**Exercise requirements:** Leave the pictures out and retype the lines from the beginning through the line with "import React from", both ends included.

**Recorded data:**
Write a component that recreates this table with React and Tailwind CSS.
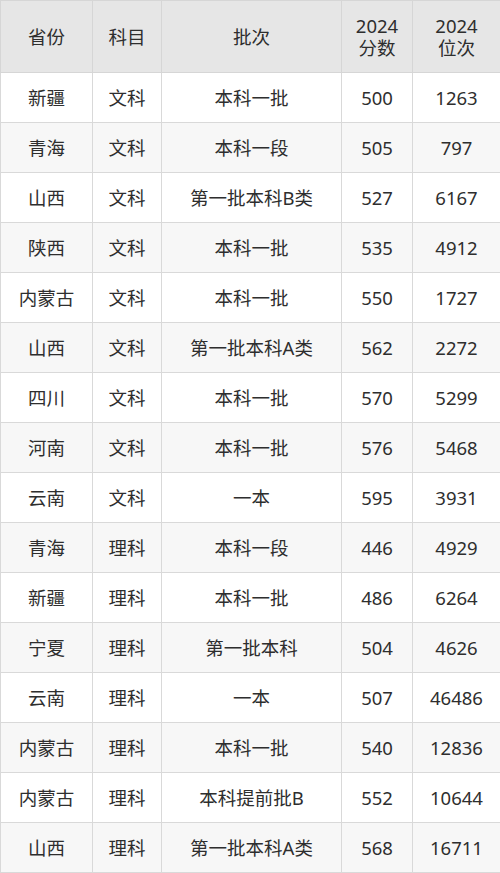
import React from "react";

const rows = [
  ["新疆", "文科", "本科一批", "500", "1263"],
  ["青海", "文科", "本科一段", "505", "797"],
  ["山西", "文科", "第一批本科B类", "527", "6167"],
  ["陕西", "文科", "本科一批", "535", "4912"],
  ["内蒙古", "文科", "本科一批", "550", "1727"],
  ["山西", "文科", "第一批本科A类", "562", "2272"],
  ["四川", "文科", "本科一批", "570", "5299"],
  ["河南", "文科", "本科一批", "576", "5468"],
  ["云南", "文科", "一本", "595", "3931"],
  ["青海", "理科", "本科一段", "446", "4929"],
  ["新疆", "理科", "本科一批", "486", "6264"],
  ["宁夏", "理科", "第一批本科", "504", "4626"],
  ["云南", "理科", "一本", "507", "46486"],
  ["内蒙古", "理科", "本科一批", "540", "12836"],
  ["内蒙古", "理科", "本科提前批B", "552", "10644"],
  ["山西", "理科", "第一批本科A类", "568", "16711"],
];

export default function App() {
  return (
    <div
      className="w-[500px] h-[873px] bg-white text-[#2e2e2e] overflow-hidden"
      style={{ fontFamily: '"Noto Sans", "Noto Sans CJK SC", sans-serif' }}
    >
      <table className="w-[500px] table-fixed border-collapse text-[18.5px] text-center">
        <colgroup>
          <col className="w-[92px]" />
          <col className="w-[69px]" />
          <col className="w-[180px]" />
          <col className="w-[71px]" />
          <col className="w-[88px]" />
        </colgroup>
        <thead>
          <tr className="h-[72px] bg-[#e6e6e6]">
            <th className="border border-[#d6d6d6] font-normal">省份</th>
            <th className="border border-[#d6d6d6] font-normal">科目</th>
            <th className="border border-[#d6d6d6] font-normal">批次</th>
            <th className="border border-[#d6d6d6] font-normal leading-[22px]">
              2024
              <br />
              分数
            </th>
            <th className="border border-[#d6d6d6] font-normal leading-[22px]">
              2024
              <br />
              位次
            </th>
          </tr>
        </thead>
        <tbody>
          {rows.map((r, i) => (
            <tr
              key={i}
              className={i % 2 === 0 ? "h-[50px] bg-white" : "h-[50px] bg-[#f7f7f7]"}
            >
              {r.map((c, j) => (
                <td key={j} className="border border-[#d9d9d9] p-0">
                  {c}
                </td>
              ))}
            </tr>
          ))}
        </tbody>
      </table>
    </div>
  );
}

**Answer to this problem:**
Write a component that recreates this table with React and Tailwind CSS.
import React from "react";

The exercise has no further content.